The training group is used to train the supervision model, fit the model, and adjust parameters to select the best algorithm; while the test group is used to evaluate the effect of the trained model without changing the parameters and effects of the model. We evaluated the output of eight ML models and compared their accuracy in predicting LN co-infection via clinical and numerical performance metrics. The research results show that the XGB model shows good performance in predicting the LN co-infection or not. Furthermore, based on the outcomes generated by the XGB model, the most significant factors contributing to infection, in descending order of importance, are T, RBC, LOS, and LYMP%. Previous studies usually used classical regression methods to identify risk factors and build risk prediction models30. However, these methods may not capture nonlinear relationships between explanatory and outcome variables. In contrast, ML techniques pay more attention to the deviation between predicted values and actual values and are better able to handle these limitations. ML methods also take into account more information gain, naturally eliminate linear correlations, and avoid non-linear correlations. Predicting LN co-infection by ML methods based on performance predictors is feasible and was evaluated based on clinical data sets in this study.

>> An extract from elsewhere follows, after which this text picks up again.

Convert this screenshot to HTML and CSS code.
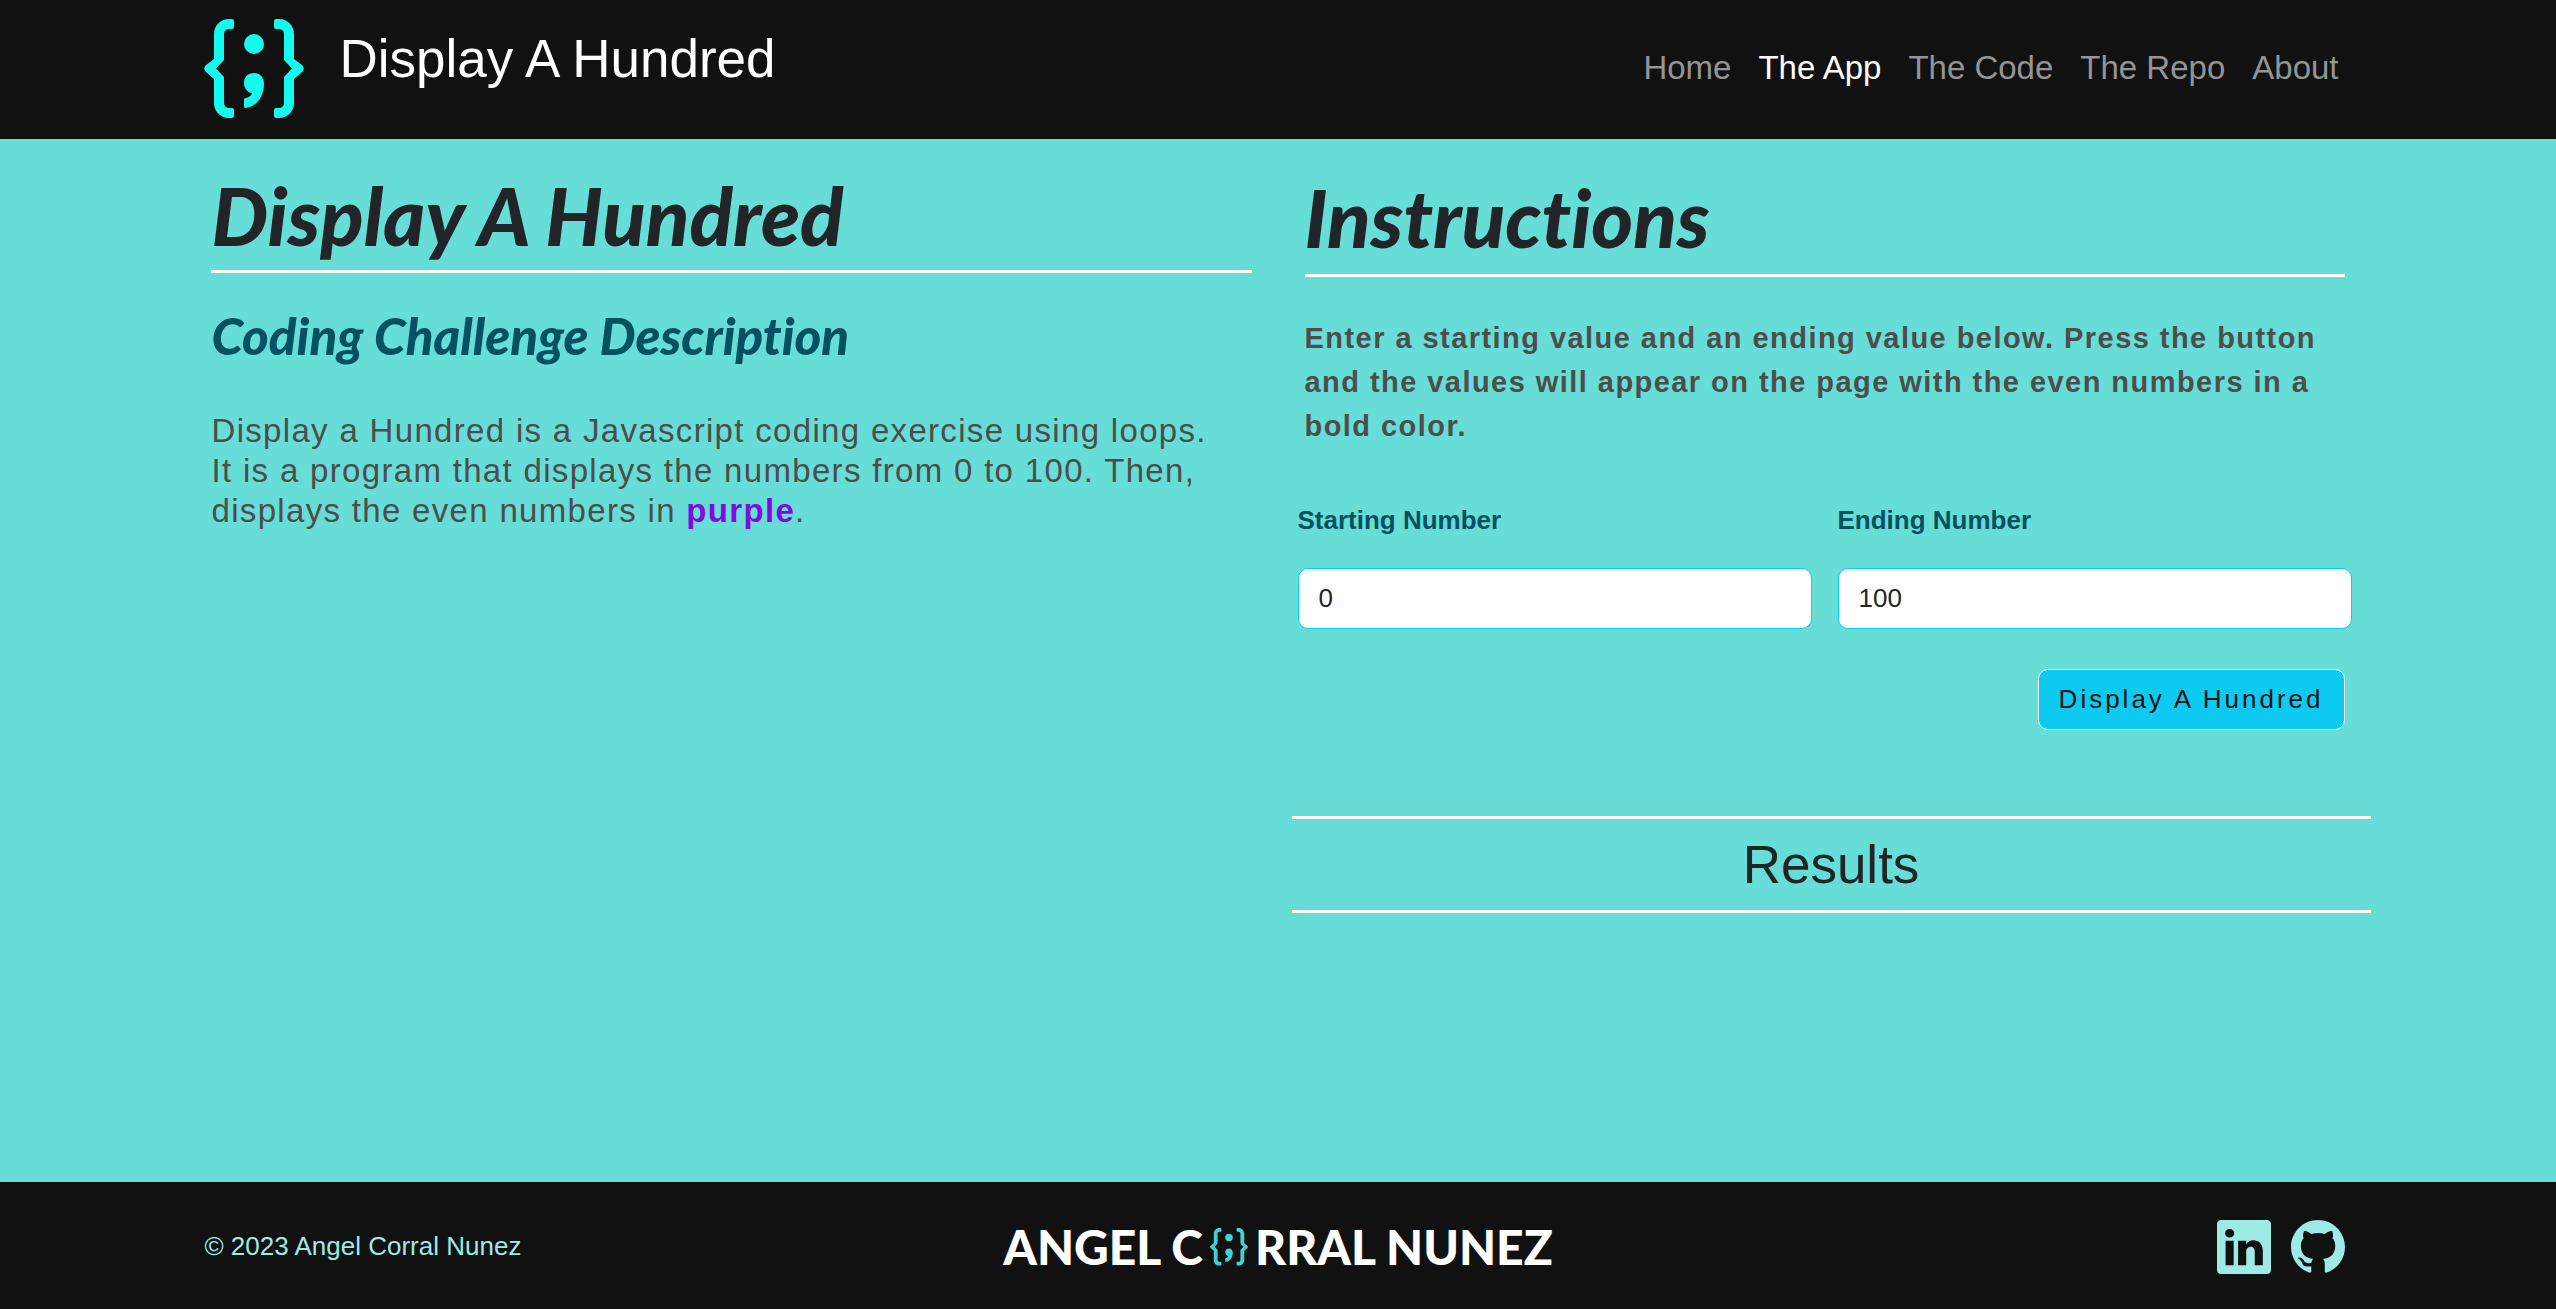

Our study is the first to use multiple ML algorithms to predict whether LN is coinfected. This study uses ML methods to build a co-infection prediction model that can deeply mine data based on real-world evidence. Through an extensive comparison of various algorithms, we have determined that the XGB model exhibits the most robust predictive capabilities among them. To the best of our knowledge, there are currently few studies on LN co-infection prediction models. This study provides new perspectives and guidance for LN, making the infection model more concise and accurate. In contrast to traditional models, ML models possess the ability to uncover and leverage untapped variables, effectively mitigating the limitations inherent in real-world clinical experience. Nonetheless, it is essential to acknowledge and address several limitations in our work. First, this was a retrospective study design, and the recorded data were irregular or incomplete, preventing us from incorporating new variables. Therefore, we make it more balanced by removing as much noise and imperfect records as possible from the dataset. Secondly, this study has only been internally validated and has not yet been externally validated, requiring prospective cohort validation from more centers in the future. Third, feature extraction and screening have a great impact on research results. Finally, the limited sample size in this study limits the possibility of further optimizing the performance of the model. In the future, our model's performance is poised to further enhance as we expand our scope by testing diverse classification techniques on larger, multicenter, qualitative datasets.

Conclusion

We conducted infection prediction of LN using eight ML algorithms. Our research found that the XGB algorithm outperformed other models in terms of prediction accuracy, which may be one of the preferred options for studying patients with co-infected LN. Clinicians can utilize the XGB algorithm to early and effectively identify individuals LN with infection or not.